Sports Check Blog

SPORTS CHECK: March Madness brings out the best in all of us

Topper Fam T-Shirts, featuring “Ramczyk” on the back of Catholic Central student Danny Gardner, are some of the zany sights we love about March Madness. (Mike Ramczyk/SLN)

 

It’s the beginning of March, so the energy and atmosphere inside basketball gyms will be turned up to 1,000 in anticipation of some of the most exciting games of the year.

At 23-8, the Wisconsin Badgers are a shoe-in, fresh off two Final Fours and a Sweet 16 appearance in the last three seasons.

For the first time since 2013, Marquette appears to be dancing next week. At 19-10 and with a winning record in the Big East, one win in this week’s conference tournament should lock up a bid.

And believe it or not, little University of Wisconsin-Milwaukee, which hasn’t made the tournament since 2014.

UWM pulled off a few upsets before falling Tuesday night in the title game to Northern Kentucky.

So the Panthers won’t dance, but it’s nice to see them relevant again.

 

Underdog kings

In another Cinderella story, I can’t help but be impressed with the one going on about 20 minutes south in Wilmot.

Wilmot, a No. 10 seed with only five regular season wins, completed three upsets in five days last week, knocking off both second-seeded McFarland and third-seeded Burlington.

I attended the Burlington game Saturday, and it really could’ve gone either way, but Latrell Glass’ 26 points and the team’s 11 3-pointers were too much as the Demons suffered a few too many empty possessions late in the fourth quarter.

Burlington coach Steve Berezowitz and the players said they were disappointed after the game, and players weren’t really in a talkative mood.

A bright spot was Burlington junior Nick Klug, who surpassed the 1,000-point career milestone last weekend in a playoff win against Delavan-Darien.

Klug finished the season as the area’s leading scorer with 19.2 points per game, and he is already drawing college interest from Division 1 and 2 programs.

Glass is a flat-out stud whose jump shot is smooth, and he was the best athlete on the court Saturday night. Burlington has nothing to be ashamed of, as he’s caused many teams fits this year.

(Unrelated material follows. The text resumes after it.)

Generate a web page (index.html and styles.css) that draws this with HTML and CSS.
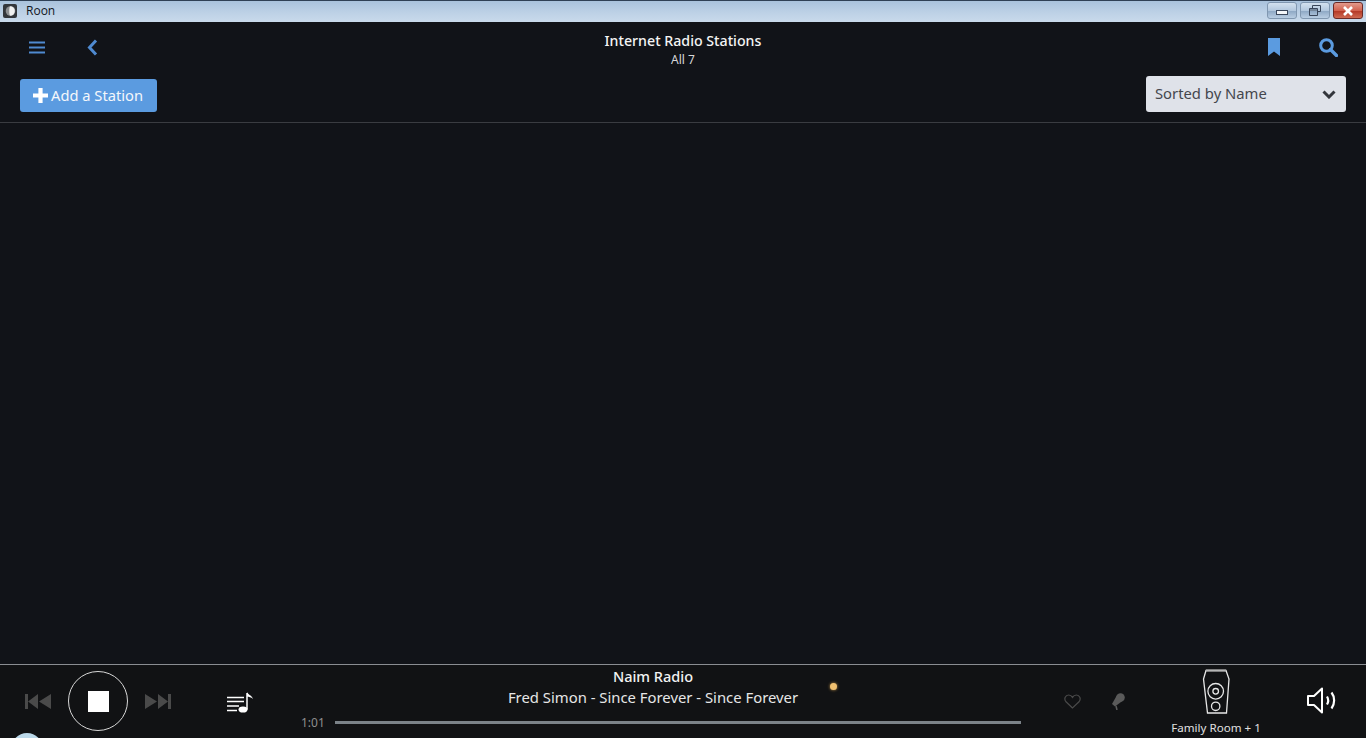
FILE: index.html
```html
<!DOCTYPE html>
<html lang="en">
<head>
  <meta charset="UTF-8">
  <title>Roon</title>
  <link rel="stylesheet" href="styles.css">
</head>
<body>
  <div class="titlebar">
    <svg class="app-icon" width="14" height="14" viewBox="0 0 14 14"><rect width="14" height="14" rx="2" fill="#33363b"/><circle cx="7.500" cy="7" r="4.800" fill="#8d8f92"/><path d="M7 2.200a4.800 4.800 0 0 1 0 9.600c-1-1.500-1-8 0-9.600z" fill="#f1f1f1"/></svg>
    <span class="app-name">Roon</span>
    <div class="win-buttons">
      <div class="win-btn win-min"><span class="min-glyph"></span></div>
      <div class="win-btn win-max">
        <svg width="12" height="11" viewBox="0 0 12 11"><path d="M3.500 3V.5h8v6H8.500M.5 3.500h8v7h-8z" fill="none" stroke="#39465a"/><path d="M1 5h7" stroke="#39465a"/></svg>
      </div>
      <div class="win-btn win-close">
        <svg width="14" height="10" viewBox="0 0 14 10"><path d="M3 1l8 8M11 1l-8 8" stroke="#fff" stroke-width="2.600"/></svg>
      </div>
    </div>
  </div>

  <header class="topbar">
    <div class="nav-left">
      <svg class="icon-menu" width="16" height="13" viewBox="0 0 16 13"><path d="M0 1.500h16M0 6.500h16M0 11.500h16" stroke="#4f8ad0" stroke-width="2.200"/></svg>
      <svg class="icon-back" width="11" height="17" viewBox="0 0 11 17"><path d="M9 1.500L2.500 8.500 9 15.500" fill="none" stroke="#4f8ad0" stroke-width="3"/></svg>
    </div>
    <div class="page-title">
      <div class="title">Internet Radio Stations</div>
      <div class="subtitle">All 7</div>
    </div>
    <div class="nav-right">
      <svg width="12" height="18" viewBox="0 0 12 18"><path d="M0 0h12v18l-6-4.500L0 18z" fill="#5b9be0"/></svg>
      <svg width="19" height="19" viewBox="0 0 19 19"><circle cx="7.500" cy="7.500" r="5.800" fill="none" stroke="#5b9be0" stroke-width="3"/><path d="M11.500 11.500l6 6" stroke="#5b9be0" stroke-width="3.400" stroke-linecap="round"/></svg>
    </div>
  </header>

  <div class="toolbar">
    <button class="add-btn">
      <svg width="15" height="15" viewBox="0 0 15 15"><path d="M7.500 0v15M0 7.500h15" stroke="#fff" stroke-width="4.200"/></svg>
      <span class="add-label">Add a Station</span>
    </button>
    <div class="sort-select">
      <span class="sort-label">Sorted by Name</span>
      <svg width="14" height="9" viewBox="0 0 14 9"><path d="M1.500 1.500L7 7l5.500-5.500" fill="none" stroke="#33363c" stroke-width="3"/></svg>
    </div>
  </div>

  <main class="content"></main>

  <footer class="player">
    <div class="transport">
      <svg class="skip" width="26" height="15" viewBox="0 0 26 15"><path d="M0 0h3v15H0zM13 0v15L3 7.500zM26 0v15L14 7.500z" fill="#4a4a4a"/></svg>
      <div class="stop-btn"><div class="stop-square"></div></div>
      <svg class="skip" width="26" height="15" viewBox="0 0 26 15"><path d="M26 0h-3v15h3zM13 0v15l10-7.500zM0 0v15l12-7.500z" fill="#4a4a4a"/></svg>
      <svg class="queue" width="27" height="21" viewBox="0 0 27 21"><path d="M0 5.500h17M0 9.500h17M0 14h12M0 18.500h10" stroke="#fff" stroke-width="1.300"/><ellipse cx="16" cy="17.500" rx="4.500" ry="3.100" fill="#fff"/><path d="M20 17.500V1" stroke="#fff" stroke-width="1.500"/><path d="M20 0c1 3 5 3 6 7-2-2-4-2-6-2.500z" fill="#fff"/></svg>
    </div>
    <div class="now-playing">
      <div class="track-title">Naim Radio</div>
      <div class="track-line">Fred Simon - Since Forever - Since Forever</div>
      <div class="progress-row">
        <span class="time">1:01</span>
        <div class="progress"></div>
      </div>
      <div class="signal-dot"></div>
    </div>
    <div class="track-actions">
      <svg width="17" height="15" viewBox="0 0 17 15"><path d="M8.500 14L2 7.800C-.5 5 1.500 1 4.600 1c1.800 0 3.100 1 3.900 2.400C9.300 2 10.600 1 12.400 1c3.100 0 5.100 4 2.600 6.800z" fill="none" stroke="#4a4a4a" stroke-width="1.200"/></svg>
      <svg width="14" height="17" viewBox="0 0 14 17"><circle cx="9.500" cy="4.500" r="4.300" fill="#5a5a5a"/><path d="M6.200 1.800L12 7.500l-8 6L1 11z" fill="#5a5a5a"/><path d="M5 13l1 4" stroke="#5a5a5a" stroke-width="1.600"/></svg>
    </div>
    <div class="zone">
      <svg width="28" height="45" viewBox="0 0 28 45" fill="none" stroke="#e6e6e6" stroke-width="1.300"><path d="M4 1.500h20l3 8.500-2.500 34h-19L1.500 10z"/><path d="M4 1.500h20" stroke="#b5b5b5" stroke-width="2"/><circle cx="13.700" cy="22.300" r="7.800"/><circle cx="13.700" cy="22.300" r="2.800"/><circle cx="13.700" cy="37.300" r="4.200"/></svg>
      <div class="zone-name">Family Room + 1</div>
    </div>
    <svg class="volume" width="29" height="27" viewBox="0 0 29 27" fill="none" stroke="#fff"><path d="M1 9h6l8-7.500v24L7 18H1z" stroke-width="2" stroke-linejoin="round"/><path d="M20 9.500c1.500 2.500 1.500 5.500 0 8" stroke-width="2.200"/><path d="M24.500 5.500c3.500 4.500 3.500 11.500 0 16" stroke-width="2.200"/></svg>
    <div class="profile-circle"></div>
  </footer>
</body>
</html>
```

FILE: styles.css
```css
html, body {
  height: 100%;
  margin: 0;
  overflow: hidden;
}
body {
  display: flex;
  flex-direction: column;
  background-color: #111318;
  font-family: "Noto Sans", "Open Sans", sans-serif;
  color: #f2f2f2;
}

/* window frame */
.titlebar {
  display: flex;
  align-items: center;
  flex: 0 0 22px;
  height: 22px;
  box-sizing: border-box;
  border-top: 1px solid #2f4055;
  background: linear-gradient(180deg, #a9c2dc 0%, #bdd1e6 55%, #c9daeb 100%);
  color: #10151c;
}
.app-icon {
  margin-left: 3px;
  margin-top: -2px;
}
.app-name {
  margin-left: 9px;
  margin-top: -2px;
  font-family: "Open Sans", sans-serif;
  font-size: 12px;
}
.win-buttons {
  display: flex;
  gap: 3px;
  align-self: flex-start;
  margin-left: auto;
  margin-right: 3px;
}
.win-btn {
  display: flex;
  align-items: center;
  justify-content: center;
  width: 30px;
  height: 17px;
  box-sizing: border-box;
  border: 1px solid #8097b0;
  margin-top: 1px;
  border-radius: 3px;
  background: linear-gradient(180deg, #d3e1ef 0, #b3c8de 50%, #8fa9c5 55%, #b9cee3 100%);
}
.win-close {
  border-color: #6c2a26;
  background: linear-gradient(180deg, #e39a8c 0, #d2624f 50%, #b53a28 55%, #cf6a52 100%);
}
.min-glyph {
  display: block;
  width: 10px;
  height: 3px;
  margin-top: 3px;
  background: #f3f6f9;
  border: 1px solid #39465a;
}

/* top navigation */
.topbar {
  display: grid;
  grid-template-columns: 1fr auto 1fr;
  align-items: center;
  flex: 0 0 50px;
  height: 50px;
}
.nav-left {
  display: flex;
  align-items: center;
  gap: 42px;
  padding-left: 29px;
  padding-top: 1px;
}
.nav-right {
  display: flex;
  align-items: center;
  justify-content: flex-end;
  gap: 39px;
  padding-right: 28px;
}
.page-title {
  padding-top: 5px;
  text-align: center;
}
.title {
  font-size: 14.200px;
  font-weight: 500;
  line-height: 19px;
  color: #f4f4f4;
}
.subtitle {
  margin-top: 1px;
  font-size: 12px;
  line-height: 17px;
  color: #d8d8d8;
}

.toolbar {
  display: flex;
  align-items: flex-end;
  justify-content: space-between;
  flex: 0 0 51px;
  height: 51px;
  box-sizing: border-box;
  padding: 4px 20px 10px;
  border-bottom: 1px solid #3a3c41;
}
.add-btn {
  display: flex;
  align-items: center;
  gap: 3px;
  width: 137px;
  height: 33px;
  padding: 0 0 0 13px;
  border: 0;
  border-radius: 3px;
  background-color: #5b9be0;
  color: #f4f7fb;
  font-family: inherit;
  font-size: 14.700px;
}
.add-label {
  margin-top: -2px;
}
.sort-select {
  display: flex;
  align-items: center;
  justify-content: space-between;
  width: 200px;
  height: 36px;
  box-sizing: border-box;
  padding: 0 10px 0 9px;
  border-radius: 3px;
  background-color: #dfe2e9;
  color: #44474d;
  font-size: 14.800px;
}
.sort-label {
  margin-top: -2px;
}

.content {
  flex: 1;
}

/* player bar */
.player {
  position: relative;
  display: flex;
  flex: 0 0 74px;
  height: 74px;
  box-sizing: border-box;
  border-top: 1px solid #8a8d92;
  background-color: #111214;
}
.transport {
  display: flex;
  align-items: center;
  width: 290px;
  padding-left: 25px;
  box-sizing: border-box;
}
.stop-btn {
  display: flex;
  align-items: center;
  justify-content: center;
  width: 60px;
  height: 60px;
  box-sizing: border-box;
  margin: -1px 17px 0 17px;
  border: 1px solid #d8d8d8;
  border-radius: 50%;
}
.stop-square {
  width: 21px;
  height: 21px;
  background-color: #fff;
}
.queue {
  margin-left: 56px;
  margin-top: 2px;
}
.now-playing {
  position: relative;
  width: 720px;
  margin-left: 11px;
  text-align: center;
}
.track-title {
  margin-top: 1px;
  padding-right: 16px;
  font-size: 14.500px;
  font-weight: 500;
  line-height: 20px;
  color: #f2f2f2;
}
.track-line {
  padding-right: 16px;
  font-size: 14.850px;
  line-height: 22px;
  color: #e6e6e6;
}
.progress-row {
  display: flex;
  align-items: center;
  gap: 10px;
  margin-top: 6px;
}
.time {
  font-size: 12px;
  color: #8e8e8e;
}
.progress {
  width: 686px;
  height: 3px;
  background-color: #7b8288;
}
.signal-dot {
  position: absolute;
  top: 18px;
  left: 529px;
  width: 7px;
  height: 7px;
  border-radius: 50%;
  background-color: #f0c070;
  box-shadow: 0 0 3px #c69549;
}
.track-actions {
  display: flex;
  align-items: center;
  gap: 30px;
  margin-left: 43px;
  margin-top: -1px;
}
.zone {
  display: flex;
  flex-direction: column;
  align-items: center;
  width: 110px;
  margin-left: 36px;
  padding-top: 4px;
}
.zone-name {
  margin-top: 6px;
  font-size: 11.600px;
  line-height: 16px;
  white-space: nowrap;
  color: #e0e0e0;
}
.volume {
  margin: 22px 0 0 36px;
}
.profile-circle {
  position: absolute;
  left: 11px;
  top: 68px;
  width: 32px;
  height: 32px;
  border-radius: 50%;
  background-color: #bcd9ea;
}
```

The Demons simply picked the wrong time to have a bad game.

 

Amazing school spirit

The emotional roller coaster against Wilmot was intense, as both student sections screamed a little louder and shouted a few more unpleasant chants – all in the name of school spirit and March Madness.

Burlington, decked out in white, concocted an ESPN TV show desk, equipped with four reporters in fancy suits. Kids conducted halftime and post-game “interviews,” and the detail was impeccable.

But Wilmot’s students, or #PantherFam, were on another level of savagery.

“Fundamentals” cheers, along with the classic “We can’t hear you” culminated with a frenzied rushing of the court, as roughly 60 students bombarded the jumping Panthers players in a scene of youthful exuberance.

On the Demons’ home court. Oh, the disrespect, all in the name of Madness. I’ll allow it.

A fan on the opposite side of the bleachers from the student section even started a Wilmot “D-fense” chant. The Panthers’ crowd support was no joke.

The Panthers pulled off the unthinkable, and they deserved it.

Wilmot now battles top-seeded Westosha Central, a team loaded with outside shooting and raw athleticism that beat Wilmot by an average of 25.5 points per game this season in two contests.

The game, originally scheduled for Clinton High School Thursday night, has been moved to Burlington High School at 7 p.m.

Area basketball fans will have a chance to witness two of the best student sections in the Southern Lakes Conference, along with two of the best players in Wilmot’s Glass and Westosha’s Tre Williams.

The winner may be thumped by Division 2’s top-ranked team, Waunakee, in the sectional final, but it will mark the first time an SLC boys hoops squad has made a sectional final since 2009, when the 6-foot-9 Skyler O’Laughlin-led Elkhorn Elks lost in double overtime, 66-62, to Beloit Memorial.

 

Thank you!

Whereas 2016 sent the Burlington Catholic Central boys to state, Burlington boys to sectionals and Union Grove girls to a sectional final, all eight area basketball teams are done at the regional level.

Congrats on strong seasons in general, as it is a grind with rigorous practices and sacrifices over a four-month period.

The madness was off the charts these past couple weeks, as players amped up the intensity and became stars. The emotions ran high, as uncontrollable sobbing wasn’t an uncommon sight.

Thank you, athletes, parents and coaches, for displaying grace during interviews and conversations, even in the toughest of times.

Head on over to the girls basketball state tournament in Green Bay and the boys tourney in Madison and watch some March Madness on the tube.

Marquette opens the Big East Tournament Thursday at 1:30 p.m., and the Badgers take on the Iowa-Indiana winner at 5:30 p.m. Friday evening.

The sheer emotion is enough to force indoor shouting and screaming, and I wouldn’t have it any other way.